What are some techniques you use to bring a memory to life on the page in our own writing?

Start by focusing on sensory details. There’s no need to describe absolutely everything about the memory or scene, but selective detail is what typically transforms a scene from generic to specific and helps both the writer and the reader bring it to life. So if you are remembering an encounter that happened in the kitchen, how did the room smell? The aroma of freshly baked bread is going to create (or reflect) a very different emotional environment than acrid bleach fumes. If it’s outdoors, could you hear birds chirping, or were they drowned out by the sound of a jackhammer ripping up the sidewalk? Was there a car driving by with a popular song blasting out the car window – a song that might tell us what month and year or season it was without you having to explicitly tell us?

In the memoir-writing courses you teach, what are the most frequent challenges that your students face in organizing their ideas and getting started?

Great question. One big challenge that people face is overcoming their own conviction that nothing important enough happened in their lives to be worth writing about. But a memoir isn’t an autobiography; you don’t need to be a famous person to have a story worth telling. An autobiography is the story of your life to date. It is usually chronologically based, and it starts with when you are young and all the things that happened to you along the way in your life. But a memoir is a slice of your life. It could be just one time period, and it could be just one aspect of your life.  For instance, have you learned to live with a chronic health condition? Does your life revolve around music? Did taking up swimming as an adult help you become a better parent? A memoir really is an opportunity to reflect — to look inside yourself and to say, “It’s not just all these external things that have happened to me. It’s really, how has something changed me? Why am I the person I am today?” So in getting started, it’s often helpful to start with this question of “What changed me, and why?”
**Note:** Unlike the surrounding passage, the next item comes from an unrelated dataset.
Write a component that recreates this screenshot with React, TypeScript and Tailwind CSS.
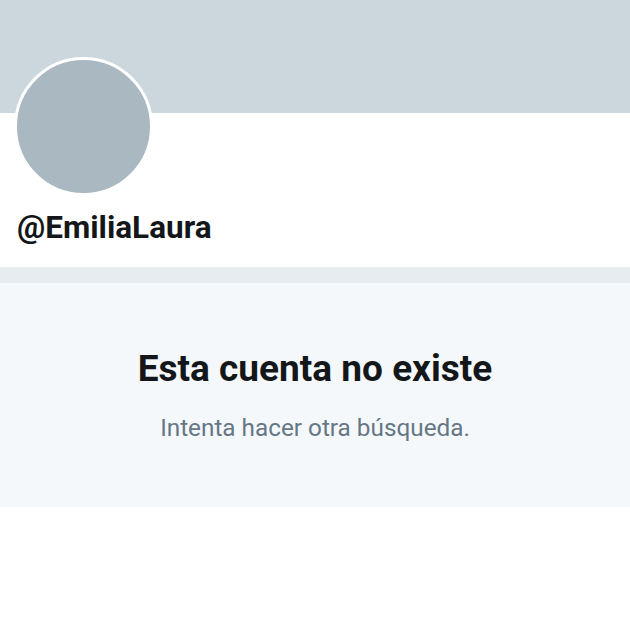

The other challenge is that writers will often generate a bunch of scenes and memories, then struggle with how to structure the material. My primary advice here is to experiment. There’s nothing wrong with telling the story chronologically, but play around with telling it thematically (such as joys and heartbreaks, victories and defeats), or tied to specific recurring elements in your story (such as foods or spices or songs or items of apparel) – even as an alphabetical index.

Could you recommend one or two prompts for inspiring evocative micro-memoirs?
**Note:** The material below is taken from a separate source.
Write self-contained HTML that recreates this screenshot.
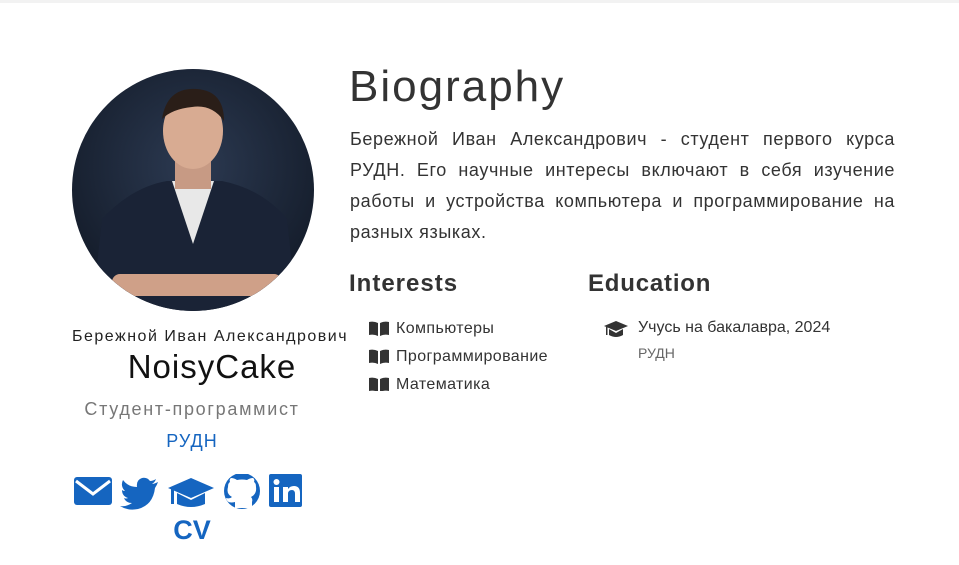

Here are two of my favorite micro-memoir prompts. 

1) Finish the following sentence, then keep going from there: “My mother never…”

2) Write about what’s elicited by the smell of one or more of the following:

  • Pine needles

  • Vinegar
  • Orange peel
  • Radiators heating up
  • Stale beer
  • Chicken broth
  • Gasoline
  • Hay
  • Freshly mown grass

Thank you to Julie Wittes Schlack for sitting down to talk with us at Write the World!

Interested in learning more about micro-memoirs or a different writing genre? Check out our other virtual writing workshops today.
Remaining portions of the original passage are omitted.